Adhering to this checklist ensures that the database foundation is solid. It reduces technical debt and facilitates smoother development cycles. A well-reviewed ERD is the first step toward a resilient data architecture.

Reviewing the ERD for Future Scalability

Designing for the present is insufficient. The data model must accommodate growth without requiring a complete rebuild.

  • Horizontal Scaling: Consider how sharding might affect relationships. Foreign keys across shards are complex and often avoided.
  • Vertical Scaling: Ensure data types can handle larger values. For instance, using BIGINT instead of INT for counters.
  • Feature Flags: Design tables to support soft feature flags. This allows new functionality to be toggled without schema changes.
  • Backward Compatibility: Plan for schema migrations. Adding columns should not break existing queries.

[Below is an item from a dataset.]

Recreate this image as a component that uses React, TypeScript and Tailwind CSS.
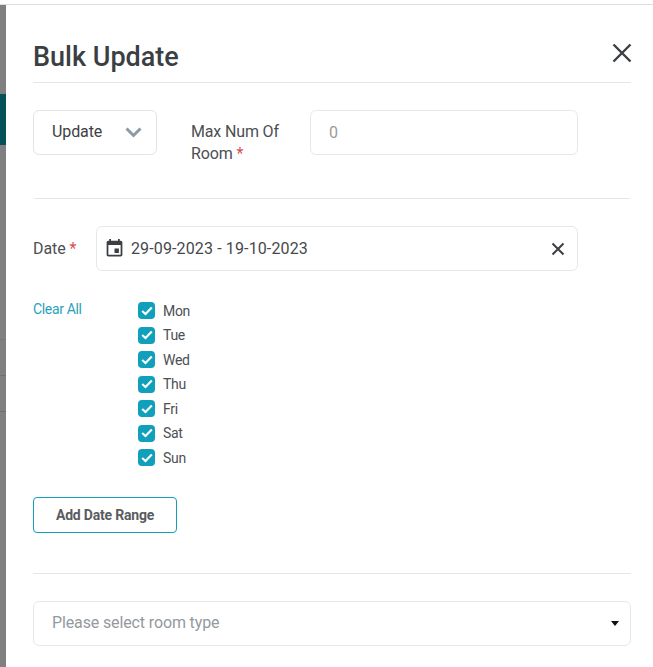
import React from "react";

const days = ["Mon", "Tue", "Wed", "Thu", "Fri", "Sat", "Sun"];

function Star() {
  return <span className="text-[#d9504f]">*</span>;
}

export default function App() {
  return (
    <div className="w-[653px] h-[667px] overflow-hidden bg-white font-['Roboto',sans-serif] text-[#3d4145]">
      <div className="h-[5px] border-b border-[#dedede]" />
      <div className="flex h-[662px]">
        <div className="w-[6px] shrink-0 flex flex-col bg-[#808080]">
          <div className="h-[89px]" />
          <div className="h-[51px] bg-[#055059]" />
          <div className="h-[195px] border-b border-[#777777]" />
          <div className="h-[36px] border-b border-[#707070]" />
          <div className="h-[36px] border-b border-[#707070]" />
        </div>
        <div className="w-[598px] ml-[27px] flex flex-col">
          <div className="h-[78px] border-b border-[#e6e6e6] flex items-start justify-between">
            <h1 className="mt-[35px] text-[27px] leading-[34px] font-medium text-[#3b3f43]">Bulk Update</h1>
            <svg className="mt-[37px] mr-[-2px]" width="22" height="22" viewBox="0 0 22 22" fill="none" stroke="#3b3f43" strokeWidth="2.4">
              <path d="M2.5 2.5 L19.5 19.5 M19.5 2.5 L2.5 19.5" />
            </svg>
          </div>

          <div className="mt-[27px] flex items-start">
            <div className="w-[124px] h-[45px] border border-[#e4e4e4] rounded-[6px] flex items-center justify-between pl-[18px] pr-[14px]">
              <span className="text-base tracking-[-0.1px] leading-[22px] -mt-[2px]">Update</span>
              <svg width="17" height="11" viewBox="0 0 17 11" fill="none" stroke="#8c9aa5" strokeWidth="3">
                <path d="M1.5 1.5 L8.5 8.5 L15.5 1.5" />
              </svg>
            </div>
            <div className="ml-[34px] w-[119px] pt-[11px] text-base leading-[22px] tracking-[-0.15px] text-[#4c4f53]">
              Max Num Of Room <Star />
            </div>
            <div className="h-[45px] w-[268px] border border-[#e8e8e8] rounded-[6px] flex items-center pl-[18px] text-base text-[#9a9a9a]">
              0
            </div>
          </div>

          <div className="mt-[33px] ml-px w-[596px] border-t border-[#e6e6e6]" />

          <div className="mt-[27px] flex items-center">
            <div className="w-[63px] text-base text-[#4c4f53] tracking-[-0.1px]">
              Date <Star />
            </div>
            <div className="h-[45px] w-[482px] border border-[#e8e8e8] rounded-[6px] flex items-center pl-[6.5px] pr-[12px]">
              <svg width="21" height="21" viewBox="0 0 24 24" fill="#3b3f43">
                <path d="M17 12h-5v5h5v-5zM16 1v2H8V1H6v2H5c-1.11 0-1.99.9-1.99 2L3 19c0 1.1.89 2 2 2h14c1.1 0 2-.9 2-2V5c0-1.1-.9-2-2-2h-1V1h-2zm3 18H5V8h14v11z" />
              </svg>
              <span className="ml-[6.5px] text-base tracking-[0.13px] text-[#45494d]">29-09-2023 - 19-10-2023</span>
              <svg className="ml-auto" width="14" height="14" viewBox="0 0 14 14" fill="none" stroke="#3b3f43" strokeWidth="2">
                <path d="M1.5 1.5 L12.5 12.5 M12.5 1.5 L1.5 12.5" />
              </svg>
            </div>
          </div>

          <div className="mt-[31.3px] flex items-start">
            <div className="w-[105px] text-sm leading-[16px] -mt-px tracking-[-0.35px] text-[#2a9fbb]">Clear All</div>
            <div className="flex flex-col gap-[7.5px]">
              {days.map((d) => (
                <div key={d} className="h-[17px] flex items-center">
                  <div className="w-[17px] h-[17px] rounded-[4px] bg-[#10a0bc] flex items-center justify-center">
                    <svg width="12" height="10" viewBox="0 0 12 10" fill="none" stroke="#ffffff" strokeWidth="2.2">
                      <path d="M1.2 5 L4.5 8 L10.8 1.5" />
                    </svg>
                  </div>
                  <span className="ml-2 text-sm tracking-[-0.3px] text-[#4c4f53]">{d}</span>
                </div>
              ))}
            </div>
          </div>

          <button className="mt-[30.7px] w-[144px] h-[36px] border border-[#10a0bc] rounded-[4px] text-sm font-bold tracking-[-0.2px] text-[#5a5c60]">
            Add Date Range
          </button>

          <div className="mt-[40px] border-t border-[#e6e6e6]" />

          <div className="mt-[27px] h-[45px] border border-[#e8e8e8] rounded-[6px] flex items-center justify-between pl-[18px] pr-[11px]">
            <span className="text-base tracking-[-0.13px] leading-[22px] -mt-px text-[#95999d]">Please select room type</span>
            <svg width="8" height="5" viewBox="0 0 8 5" fill="#111111">
              <path d="M0 0 H8 L4 5 Z" />
            </svg>
          </div>
        </div>
      </div>
    </div>
  );
}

Handling Special Cases like Temporal Data

Time is a critical dimension in data modeling. Handling history correctly is often overlooked.

  • Effective Dates: For entities that change over time, include start and end dates to track history.
  • Time Zones: Store timestamps in UTC to avoid ambiguity across regions.
  • Snapshots: Decide if historical snapshots are required. This might necessitate a separate history table.
  • Temporal Tables: Some systems support native temporal tables. Evaluate if this fits the architectural constraints.

Security and Compliance in the Schema

Data security begins at the table level. The structure must support privacy and protection requirements.

  • PII Handling: Identify Personally Identifiable Information fields. These require encryption or masking.
  • Access Control: Design roles and permissions based on the data sensitivity defined in the schema.
  • Encryption at Rest: Ensure the database engine supports encryption for sensitive fields.
  • Retention Policies: Define fields that indicate when data can be deleted according to legal requirements.

By rigorously applying these checks, the database becomes a reliable asset rather than a liability. The effort invested in the ERD review phase pays dividends in maintainability and performance.